The same thing happens when we see porn. Porn stimulates the arousal centers in the brain. When it’s accompanied by orgasm (sexual release through masturbation), then a chemical reaction happens and hormones are released. In effect, our brains start to associate arousal with an image, an idea, or a video, rather than a person.

When you don’t watch porn and save yourself until marriage, then all of those chemicals and hormones are released for the first time when you’re with your spouse, and it causes you to bond intensely (and sexually) to your spouse. But when you spend a ton of time teaching your brain to associate arousal and release with pornography, your brain can’t associate arousal and release with a person anymore. Either you have to fantasize about the porn, and get those images in your brain, or you have to watch porn first. Often people can “complete the act”, but it’s not intense for them the way porn is. You’ve rewired your brain, and now you’re salivating at the wrong thing.

Read Next on Thriving Marriages  The Truth About Lusting: Why We Need to Reframe the Conversation about Men, Sin, and Attraction

2. Porn Kills Your Libido

It’s only natural, then, that many people who use porn in the past, or who use porn in the present, have virtually no libido when it comes to making love to their spouse. The spouse is not what turns them on, and so the natural drive that we have for sex is transferred somewhere else. I get so many emails from young women in their twenties who say, “my husband and I were both virgins when we married, and I thought he’d want sex all the time. But after our honeymoon sex went to maybe twice a month, and that’s only if I pressure him. He says he just isn’t interested.” With so many men growing up on porn, this is just to be expected.

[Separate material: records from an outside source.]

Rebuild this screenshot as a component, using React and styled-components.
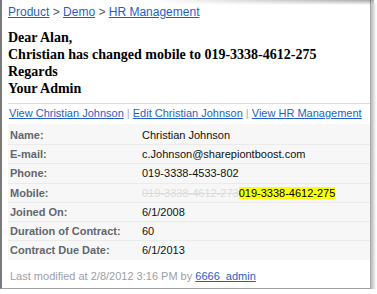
import React from 'react';
import styled, { createGlobalStyle } from 'styled-components';

const Global = createGlobalStyle`
  body {
    margin: 0;
    background: #fff;
    font-family: "Liberation Sans", Arial, sans-serif;
  }
`;

const Frame = styled.div`
  position: relative;
  width: 368px;
  height: 288px;
  border-left: 2px solid #7a7a7a;
  border-right: 1px solid #a8a8a8;
  border-bottom: 1px solid #a0a0a0;
  box-shadow: 3px 3px 3px rgba(0, 0, 0, 0.25);
  background: #fff;
  display: flex;
  flex-direction: column;

  &::before {
    content: "";
    position: absolute;
    top: 0;
    left: 150px;
    right: -4px;
    height: 5px;
    background: linear-gradient(to bottom, rgba(0,0,0,0.35), rgba(0,0,0,0));
    -webkit-mask: linear-gradient(to right, transparent, #000);
    mask: linear-gradient(to right, transparent, #000);
  }
`;

const Crumbs = styled.div`
  padding: 5px 0 0 6px;
  font-size: 12px;
  line-height: 14px;
  color: #555;
  a { color: #1f5fc4; }
`;

const Mail = styled.div`
  padding: 10px 0 6px 6px;
  font-family: "Liberation Serif", "Times New Roman", serif;
  font-weight: bold;
  font-size: 14px;
  line-height: 17px;
  color: #000;
`;

const Links = styled.div`
  border-top: 1px solid #dcdcdc;
  margin-left: 6px;
  height: 21px;
  padding: 3px 0 0 1px;
  box-sizing: border-box;
  font-size: 11px;
  line-height: 13px;
  color: #aaa;
  white-space: nowrap;
  a { color: #1f5fc4; }
`;

const Table = styled.div`
  margin-left: 6px;
  background: #f7f7f7;
  padding: 2px 0 1px;
`;

const Row = styled.div`
  display: grid;
  grid-template-columns: 132px 1fr;
  height: 18.2px;
  align-items: center;
  border-bottom: 1px solid #ebebeb;
  font-size: 11px;
  padding-left: 2px;
  &:last-child { border-bottom: none; }
`;

const Label = styled.div`
  color: #62666e;
  font-weight: bold;
`;

const Value = styled.div`
  color: #111;
`;

const Old = styled.span`
  color: #dcdcdc;
  text-decoration: line-through;
`;

const New = styled.span`
  background: #ffff00;
  color: #000;
`;

const Footer = styled.div`
  margin-left: 6px;
  padding: 10px 0 0 2px;
  font-size: 11px;
  line-height: 13px;
  color: #9aa0a8;
  a { color: #1f5fc4; }
`;

const rows = [
  ['Name:', 'Christian Johnson'],
  ['E-mail:', 'c.Johnson@sharepiontboost.com'],
  ['Phone:', '019-3338-4533-802'],
  ['Mobile:', null],
  ['Joined On:', '6/1/2008'],
  ['Duration of Contract:', '60'],
  ['Contract Due Date:', '6/1/2013'],
];

export default function App() {
  return (
    <>
      <Global />
      <Frame>
        <Crumbs>
          <a href="#">Product</a> &gt; <a href="#">Demo</a> &gt; <a href="#">HR Management</a>
        </Crumbs>
        <Mail>
          Dear Alan,<br />
          Christian has changed mobile to 019-3338-4612-275<br />
          Regards<br />
          Your Admin
        </Mail>
        <Links>
          <a href="#">View Christian Johnson</a> | <a href="#">Edit Christian Johnson</a> | <a href="#">View HR Management</a>
        </Links>
        <Table>
          {rows.map(([label, value]) => (
            <Row key={label}>
              <Label>{label}</Label>
              <Value>
                {value !== null ? value : (
                  <>
                    <Old>019-3338-4612-273</Old>
                    <New>019-3338-4612-275</New>
                  </>
                )}
              </Value>
            </Row>
          ))}
        </Table>
        <Footer>
          Last modified at 2/8/2012 3:16 PM by <a href="#">6666_admin</a>
        </Footer>
      </Frame>
    </>
  );
}
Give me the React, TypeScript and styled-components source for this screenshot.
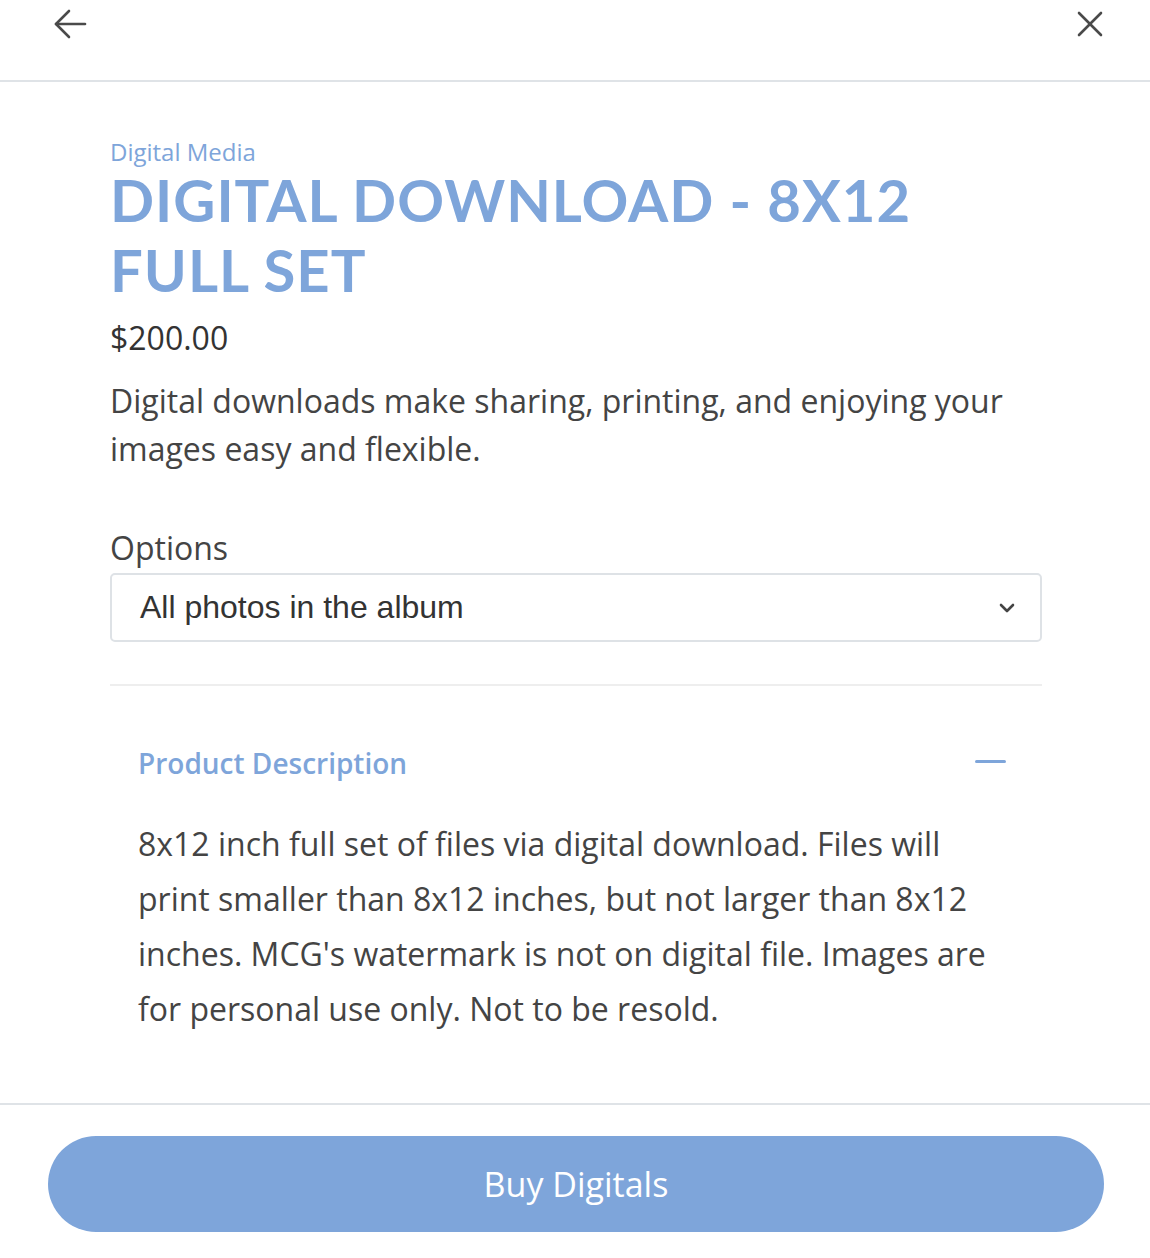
import React from "react";
import styled, { createGlobalStyle } from "styled-components";

const GlobalStyle = createGlobalStyle`
  html, body { margin: 0; padding: 0; background: #ffffff; }
  body { font-family: "Open Sans", "Liberation Sans", sans-serif; color: #444; }
  * { box-sizing: border-box; }
`;

const BLUE = "#7ea5da";

const Page = styled.div`
  width: 1150px;
  min-height: 1258px;
  display: flex;
  flex-direction: column;
  background: #fff;
`;

const Header = styled.header`
  height: 82px;
  border-bottom: 2px solid #dfe3e7;
  display: flex;
  justify-content: space-between;
  align-items: flex-start;
  padding: 8px 44px 0 53px;
`;

const IconButton = styled.button`
  background: none;
  border: none;
  padding: 0;
  margin: 0;
  display: flex;
  color: #4a4a4a;
  cursor: pointer;
`;

const Main = styled.main`
  padding: 57px 108px 0 110px;
  display: flex;
  flex-direction: column;
`;

const Category = styled.div`
  font-size: 24px;
  line-height: 26px;
  color: ${BLUE};
`;

const Title = styled.h1`
  margin: 0;
  font-family: Lato, "Open Sans", sans-serif;
  font-weight: 700;
  font-size: 58px;
  line-height: 70px;
  letter-spacing: 1px;
  color: ${BLUE};
  text-transform: uppercase;
`;

const Price = styled.div`
  margin-top: 13px;
  font-size: 32px;
  line-height: 40px;
  color: #333;
`;

const Lead = styled.p`
  margin: 19px 0 0;
  font-size: 32px;
  line-height: 48px;
  color: #444;
`;

const FieldLabel = styled.label`
  display: block;
  margin-top: 55px;
  font-size: 32px;
  line-height: 40px;
  color: #444;
`;

const Select = styled.div`
  margin-top: 5px;
  height: 69px;
  border: 2px solid #dee2e6;
  border-radius: 5px;
  display: flex;
  align-items: center;
  justify-content: space-between;
  padding: 0 24px 0 28px;
  font-family: "Liberation Sans", Arial, sans-serif;
  font-size: 32px;
  color: #333;
`;

const Divider = styled.hr`
  margin: 42px 0 0;
  border: none;
  border-top: 2px solid #eeeeee;
`;

const Accordion = styled.section`
  padding: 0 36px 0 28px;
  display: flex;
  flex-direction: column;
`;

const AccordionHead = styled.div`
  margin-top: 57px;
  display: flex;
  align-items: center;
  justify-content: space-between;
`;

const AccordionTitle = styled.h2`
  margin: 0;
  font-size: 28px;
  line-height: 40px;
  font-weight: 600;
  color: ${BLUE};
`;

const Minus = styled.span`
  width: 31px;
  height: 3px;
  border-radius: 2px;
  background: ${BLUE};
  margin-top: -3px;
`;

const Body = styled.p`
  margin: 33px 0 0;
  font-size: 32px;
  line-height: 55px;
  color: #444;
`;

const Footer = styled.footer`
  margin-top: 67px;
  border-top: 2px solid #dfe3e7;
  padding: 31px 46px 25px 48px;
`;

const BuyButton = styled.button`
  width: 100%;
  height: 96px;
  border: none;
  border-radius: 48px;
  background: ${BLUE};
  color: #fff;
  font-family: "Open Sans", sans-serif;
  font-size: 34px;
  cursor: pointer;
`;

export default function App() {
  return (
    <Page>
      <GlobalStyle />
      <Header>
        <IconButton aria-label="Back">
          <svg width="36" height="34" viewBox="0 0 36 34" fill="none" stroke="currentColor" strokeWidth="2.6" strokeLinecap="round" strokeLinejoin="round">
            <path d="M16 3 L3 16 L16 29" />
            <path d="M3 16 H32" />
          </svg>
        </IconButton>
        <IconButton aria-label="Close">
          <svg width="30" height="32" viewBox="0 0 30 32" fill="none" stroke="currentColor" strokeWidth="2.6" strokeLinecap="round">
            <path d="M3 5 L25 27" />
            <path d="M25 5 L3 27" />
          </svg>
        </IconButton>
      </Header>
      <Main>
        <Category>Digital Media</Category>
        <Title>Digital Download - 8x12 Full Set</Title>
        <Price>$200.00</Price>
        <Lead>Digital downloads make sharing, printing, and enjoying your images easy and flexible.</Lead>
        <FieldLabel>Options</FieldLabel>
        <Select>
          <span>All photos in the album</span>
          <svg width="18" height="12" viewBox="0 0 18 12" fill="none" stroke="#444" strokeWidth="2.6" strokeLinecap="round" strokeLinejoin="round">
            <path d="M3 3 L9 9 L15 3" />
          </svg>
        </Select>
        <Divider />
        <Accordion>
          <AccordionHead>
            <AccordionTitle>Product Description</AccordionTitle>
            <Minus />
          </AccordionHead>
          <Body>
            8x12 inch full set of files via digital download. Files will print smaller than 8x12 inches, but not larger than 8x12 inches. MCG's watermark is not on digital file. Images are for personal use only. Not to be resold.
          </Body>
        </Accordion>
      </Main>
      <Footer>
        <BuyButton>Buy Digitals</BuyButton>
      </Footer>
    </Page>
  );
}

3. Porn Makes You Sexually Lazy

In porn, everyone is turned on all the time. You don’t have to make any effort to arouse someone; it’s automatic. There is no foreplay in porn. And so if your spouse isn’t aroused  you start to think that it’s somehow their fault. There’s no expectation that we will have to “woo” someone or be affectionate and help jumpstart that arousal process. It’s almost as if we approach sex as two different beings and we’re just using each other, rather than thinking of each other. And thus we never learn how to please the other or become a good lover because we’re always thinking that the other is somehow “frigid”. Pornography teaches you that sex is about getting my needs met; it isn’t about meeting someone else’s needs or experiencing something wonderful together.

4. Porn Kills “Making Love” and Turns It Into a Foreign Concept

Those arousal centers and pleasure centers in our brain are supposed to associate sex with physical pleasure and a real sense of intimacy. But the intimacy doesn’t happen with porn, and so the pleasure is all that registers. Thus, porn makes sex all about the body, and not about intimacy. In fact, the idea of being intimate isn’t even sexy anymore; anonymous is what’s sexy. We may call “having sex” “making love”, but in reality they aren’t necessarily the same thing. Someone who has used porn extensively often has a difficult time experiencing any intimacy during sex, because those arousal and pleasure centers zero in only on the body. And that’s another negative effect of porn: porn users often need to objectify or degrade their partner in order to achieve pleasure, the exact opposite of intimacy.

God made sex to actually unite us and draw us together; He even gave us a bonding hormone that’s released at orgasm so that we’d feel closer! But if that hormone is released when no one is present, it stops having its effects. Sex no longer bonds you together.